Input: Raw IMU-derived horizontal strain, vertical strain, pitch, and heading
Context window: 200 m per feature (not just a single peak)
Training data: >30,000 strain features from real transmission pipelines
Ground truth: SME-labeled landslide assessments supported by lidar, field inspections, and historical monitoring

This is not a theoretical model trained on synthetic data. It’s trained on the same messy, vendor-variable IMU data integrity teams already deal with every day.

How It Performs (Compared to Today’s Screening)

To keep the comparison fair, the model was benchmarked against a common industry screening approach:

Horizontal strain ≥ 0.125% OR
Total strain ≥ 0.2%

Both methods were tuned to catch ~90% of known landslide impacts. This allows for a like-for-like comparison focused on screening efficiency rather than risk tolerance.

Here’s where things get interesting:

Traditional screening: ~21 non-landslide features identified for every real landslide
ML screening: ~4 non-landslide features identified for every real landslide

That’s an 83% reduction in false positives at the same detection rate.

In practical terms:

Less analyst fatigue
Faster identification of real threats
More consistent triage across runs, vendors, and teams

And because the model outputs a probability, integrity teams can tune it to match available review capacity — instead of hardcoding a single strain threshold forever.
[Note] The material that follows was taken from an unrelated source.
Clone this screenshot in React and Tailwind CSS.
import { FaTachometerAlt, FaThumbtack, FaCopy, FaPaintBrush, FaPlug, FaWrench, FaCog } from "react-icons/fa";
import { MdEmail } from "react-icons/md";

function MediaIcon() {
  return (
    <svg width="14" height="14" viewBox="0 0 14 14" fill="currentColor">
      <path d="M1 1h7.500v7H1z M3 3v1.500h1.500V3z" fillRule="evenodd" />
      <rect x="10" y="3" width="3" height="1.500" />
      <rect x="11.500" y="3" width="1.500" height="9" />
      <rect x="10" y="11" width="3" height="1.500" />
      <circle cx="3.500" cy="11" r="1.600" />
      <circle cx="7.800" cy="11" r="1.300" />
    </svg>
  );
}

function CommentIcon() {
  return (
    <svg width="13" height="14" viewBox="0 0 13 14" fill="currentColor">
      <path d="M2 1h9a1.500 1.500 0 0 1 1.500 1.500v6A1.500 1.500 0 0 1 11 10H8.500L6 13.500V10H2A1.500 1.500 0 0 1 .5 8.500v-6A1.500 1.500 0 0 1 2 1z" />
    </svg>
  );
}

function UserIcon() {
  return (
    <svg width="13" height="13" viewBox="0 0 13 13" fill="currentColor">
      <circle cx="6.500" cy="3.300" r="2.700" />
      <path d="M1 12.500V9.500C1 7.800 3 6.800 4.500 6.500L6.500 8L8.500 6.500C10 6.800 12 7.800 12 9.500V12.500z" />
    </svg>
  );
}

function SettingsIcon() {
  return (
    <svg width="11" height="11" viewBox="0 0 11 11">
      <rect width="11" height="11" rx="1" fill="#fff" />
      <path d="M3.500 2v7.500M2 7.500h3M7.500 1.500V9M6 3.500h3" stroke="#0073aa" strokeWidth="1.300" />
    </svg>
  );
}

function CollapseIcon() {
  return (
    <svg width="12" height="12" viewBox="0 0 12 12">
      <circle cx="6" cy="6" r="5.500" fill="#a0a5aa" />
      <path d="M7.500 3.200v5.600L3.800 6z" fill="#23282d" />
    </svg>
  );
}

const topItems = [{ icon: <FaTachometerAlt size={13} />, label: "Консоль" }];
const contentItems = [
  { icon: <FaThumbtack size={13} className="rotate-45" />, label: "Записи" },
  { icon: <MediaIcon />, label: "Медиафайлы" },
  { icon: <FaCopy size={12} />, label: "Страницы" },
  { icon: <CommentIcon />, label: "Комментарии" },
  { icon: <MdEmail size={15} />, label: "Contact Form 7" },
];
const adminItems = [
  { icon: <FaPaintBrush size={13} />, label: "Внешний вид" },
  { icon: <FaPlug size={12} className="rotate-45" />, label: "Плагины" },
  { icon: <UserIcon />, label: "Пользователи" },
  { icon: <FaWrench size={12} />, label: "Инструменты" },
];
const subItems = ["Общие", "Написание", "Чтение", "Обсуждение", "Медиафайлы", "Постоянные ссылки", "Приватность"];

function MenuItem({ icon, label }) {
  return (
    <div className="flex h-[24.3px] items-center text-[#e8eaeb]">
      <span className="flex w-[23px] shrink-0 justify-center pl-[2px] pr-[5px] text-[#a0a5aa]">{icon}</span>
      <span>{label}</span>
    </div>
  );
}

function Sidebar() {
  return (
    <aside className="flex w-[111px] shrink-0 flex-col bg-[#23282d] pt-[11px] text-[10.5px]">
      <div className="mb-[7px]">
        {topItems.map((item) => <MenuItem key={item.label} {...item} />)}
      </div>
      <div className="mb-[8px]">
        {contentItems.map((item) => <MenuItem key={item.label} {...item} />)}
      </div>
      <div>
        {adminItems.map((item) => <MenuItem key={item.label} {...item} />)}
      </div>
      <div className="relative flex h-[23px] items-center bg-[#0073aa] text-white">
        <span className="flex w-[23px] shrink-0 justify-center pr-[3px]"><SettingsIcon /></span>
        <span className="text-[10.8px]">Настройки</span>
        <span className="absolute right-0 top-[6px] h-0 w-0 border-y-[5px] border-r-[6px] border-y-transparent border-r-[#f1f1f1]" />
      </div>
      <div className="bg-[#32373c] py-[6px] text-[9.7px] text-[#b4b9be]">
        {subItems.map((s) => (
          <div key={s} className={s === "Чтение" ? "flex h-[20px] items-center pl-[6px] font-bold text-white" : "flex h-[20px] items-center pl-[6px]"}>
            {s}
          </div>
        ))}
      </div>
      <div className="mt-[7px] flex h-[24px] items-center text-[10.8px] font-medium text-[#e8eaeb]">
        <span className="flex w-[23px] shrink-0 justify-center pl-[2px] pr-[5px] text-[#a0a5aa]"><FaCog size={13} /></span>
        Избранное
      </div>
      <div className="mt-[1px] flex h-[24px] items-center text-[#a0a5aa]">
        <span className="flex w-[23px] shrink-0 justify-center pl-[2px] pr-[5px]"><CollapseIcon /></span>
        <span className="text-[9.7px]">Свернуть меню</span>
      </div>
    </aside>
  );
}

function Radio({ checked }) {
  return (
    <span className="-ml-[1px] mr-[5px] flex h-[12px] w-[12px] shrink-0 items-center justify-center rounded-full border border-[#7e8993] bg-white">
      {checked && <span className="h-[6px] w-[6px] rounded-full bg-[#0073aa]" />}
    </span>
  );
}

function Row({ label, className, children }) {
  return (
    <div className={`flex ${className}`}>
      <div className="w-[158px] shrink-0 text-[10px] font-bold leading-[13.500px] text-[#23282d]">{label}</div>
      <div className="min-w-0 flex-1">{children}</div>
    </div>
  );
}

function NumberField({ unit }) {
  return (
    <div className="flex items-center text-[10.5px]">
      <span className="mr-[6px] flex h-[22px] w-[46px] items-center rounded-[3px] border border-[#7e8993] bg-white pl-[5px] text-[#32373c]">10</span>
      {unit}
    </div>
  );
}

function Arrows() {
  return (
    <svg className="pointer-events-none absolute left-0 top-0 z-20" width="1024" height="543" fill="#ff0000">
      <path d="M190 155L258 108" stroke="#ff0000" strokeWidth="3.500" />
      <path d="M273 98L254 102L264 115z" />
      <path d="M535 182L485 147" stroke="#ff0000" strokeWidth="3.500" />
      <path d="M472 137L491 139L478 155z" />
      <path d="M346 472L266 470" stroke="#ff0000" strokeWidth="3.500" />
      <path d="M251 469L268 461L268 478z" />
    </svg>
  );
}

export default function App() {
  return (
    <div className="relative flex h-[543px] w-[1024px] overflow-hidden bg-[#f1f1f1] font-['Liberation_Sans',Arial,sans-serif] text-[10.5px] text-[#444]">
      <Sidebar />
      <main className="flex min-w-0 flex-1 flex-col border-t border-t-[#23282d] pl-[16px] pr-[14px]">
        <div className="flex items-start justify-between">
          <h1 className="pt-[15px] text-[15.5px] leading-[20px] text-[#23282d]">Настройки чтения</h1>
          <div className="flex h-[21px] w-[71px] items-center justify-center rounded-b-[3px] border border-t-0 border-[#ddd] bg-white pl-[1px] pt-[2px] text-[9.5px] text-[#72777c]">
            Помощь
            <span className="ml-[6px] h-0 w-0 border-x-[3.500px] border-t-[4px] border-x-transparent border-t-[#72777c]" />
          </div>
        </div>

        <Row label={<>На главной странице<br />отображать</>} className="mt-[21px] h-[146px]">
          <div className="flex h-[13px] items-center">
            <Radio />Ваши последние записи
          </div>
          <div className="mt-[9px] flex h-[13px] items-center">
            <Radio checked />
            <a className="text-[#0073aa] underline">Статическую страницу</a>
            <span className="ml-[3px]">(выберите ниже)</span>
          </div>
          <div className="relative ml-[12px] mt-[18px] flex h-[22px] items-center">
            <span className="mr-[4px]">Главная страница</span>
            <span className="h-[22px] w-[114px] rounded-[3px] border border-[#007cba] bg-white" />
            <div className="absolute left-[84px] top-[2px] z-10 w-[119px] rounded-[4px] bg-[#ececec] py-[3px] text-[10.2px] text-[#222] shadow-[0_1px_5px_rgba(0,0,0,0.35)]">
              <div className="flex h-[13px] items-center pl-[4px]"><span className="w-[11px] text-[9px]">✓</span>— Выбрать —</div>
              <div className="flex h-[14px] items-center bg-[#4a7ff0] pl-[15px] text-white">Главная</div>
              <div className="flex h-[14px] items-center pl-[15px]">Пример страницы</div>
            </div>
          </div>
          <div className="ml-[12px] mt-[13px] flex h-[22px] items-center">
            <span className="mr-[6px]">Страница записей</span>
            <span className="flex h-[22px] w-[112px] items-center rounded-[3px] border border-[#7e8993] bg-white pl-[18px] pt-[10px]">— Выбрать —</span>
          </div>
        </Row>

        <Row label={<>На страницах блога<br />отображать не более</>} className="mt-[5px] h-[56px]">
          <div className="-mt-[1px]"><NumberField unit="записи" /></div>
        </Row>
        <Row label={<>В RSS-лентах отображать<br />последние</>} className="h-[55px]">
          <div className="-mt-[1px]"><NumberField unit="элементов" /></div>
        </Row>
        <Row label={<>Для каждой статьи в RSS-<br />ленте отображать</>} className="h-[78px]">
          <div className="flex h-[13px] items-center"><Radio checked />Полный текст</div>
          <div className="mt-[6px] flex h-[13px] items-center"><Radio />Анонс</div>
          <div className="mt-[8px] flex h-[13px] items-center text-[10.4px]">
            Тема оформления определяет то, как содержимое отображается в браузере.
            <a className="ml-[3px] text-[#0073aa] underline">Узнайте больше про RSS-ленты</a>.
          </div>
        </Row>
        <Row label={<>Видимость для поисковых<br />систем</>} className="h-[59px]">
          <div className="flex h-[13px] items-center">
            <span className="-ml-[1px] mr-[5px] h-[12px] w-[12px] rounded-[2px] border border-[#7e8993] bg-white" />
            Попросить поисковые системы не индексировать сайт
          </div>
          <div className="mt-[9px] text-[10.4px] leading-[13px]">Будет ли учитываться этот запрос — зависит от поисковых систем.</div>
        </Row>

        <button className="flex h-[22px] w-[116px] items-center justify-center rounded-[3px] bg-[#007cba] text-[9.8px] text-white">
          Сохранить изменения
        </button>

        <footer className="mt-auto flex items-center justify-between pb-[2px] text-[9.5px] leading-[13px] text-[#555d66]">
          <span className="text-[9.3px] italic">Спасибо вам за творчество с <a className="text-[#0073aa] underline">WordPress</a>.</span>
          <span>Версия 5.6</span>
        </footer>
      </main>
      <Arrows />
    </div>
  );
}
What This Is — and What It Isn’t

Let’s be very clear.

This is an early preview, not a magic black box.

It is:

A screening and prioritization tool
Designed to assist, not replace, expert judgment
Optimized initially for Appalachian transmission pipelines

It is not:

A replacement for geotechnical interpretation
A substitute for lidar, field inspections, or multi-run analysis

Think of it as a very fast, very consistent screening analyst who never gets tired — and always shows their work for you to verify.

Why This Matters for Integrity Programs

Integrity teams are being asked to do more with the same data:

Demonstrate defensible, auditable decisions
Respond faster to emerging geohazards
Justify why one site matters more than another

Automated IMU screening changes the conversation.

Instead of: “We flagged these because they exceed a threshold”

You get: “These features exhibit deformation patterns consistent with known landslide behavior”

That’s a meaningful shift toward science-first, risk-informed integrity management.

What Comes Next

This first release focuses on single-run IMU data. Future work is already underway to:

Expand training data beyond Appalachia
Incorporate run-to-run strain changes
Integrate contextual data (terrain, lidar change, landslide inventories)
Improve interpretability and QA/QC workflows

In other words: this is the first step, not the finish line.

Joint Research, Real Data

This work is the result of a close collaboration between Cambio Earth, BGC Engineering, and multiple pipeline operators combining:

Real-world IMU datasets from operating transmission pipelines
Decades of geohazard and IMU interpretation experience
A data platform designed specifically for geohazard integrity programs

The research is being formally presented at the Pipeline Pigging and Integrity Management Conference (PPIM) and is being released here as an early preview for the industry.

How Can You Get Involved?

Join the Preview

We’re sharing this work before PPIM because we want feedback from integrity teams who live with IMU data every day.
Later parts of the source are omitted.